L’evasione, inoltre, poiché è illegalità, è un vivere ai margini della
comunità, in quello spazio occupato anche da altri protagonisti
dell’illegalità: corruzione, malavita organizzata ed evasori più
spregiudicati.
E “last but not least” (ultimo ma non meno
importante) si diventa invisi al popolo, perché non si restituisce al
popolo la quota dovuta di ciò che dal popolo stesso si è avuto.
Infine si pensi a come potrebbe essere lo Stato italiano se i soldi
dell’illegalità facessero parte della comunità: 111 d’evasione, 60 e più
di corruzione, 137 di malavita organizzata, oltre 300 miliardi annui.
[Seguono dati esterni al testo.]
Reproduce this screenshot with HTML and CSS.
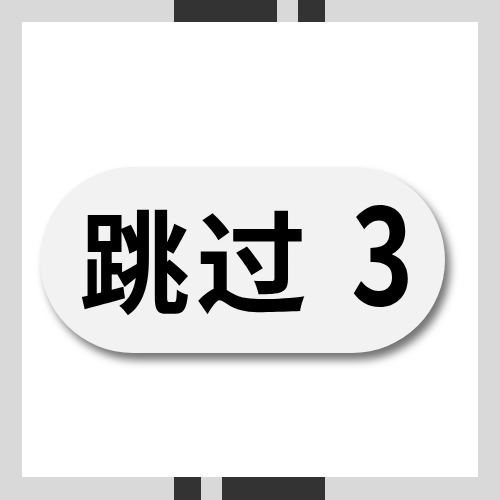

S’avrebbe perfino una classe politica all’altezza del suo compito: gli
onesti, infatti, scelgono gli onesti, che sono anche in grado di
svolgere il ruolo a cui si candidano o a cui vengono chiamati.
L’evasione, dunque, è dissipazione delle risorse proprie e collettive, vivere fra pessimi servizi a costi esosi.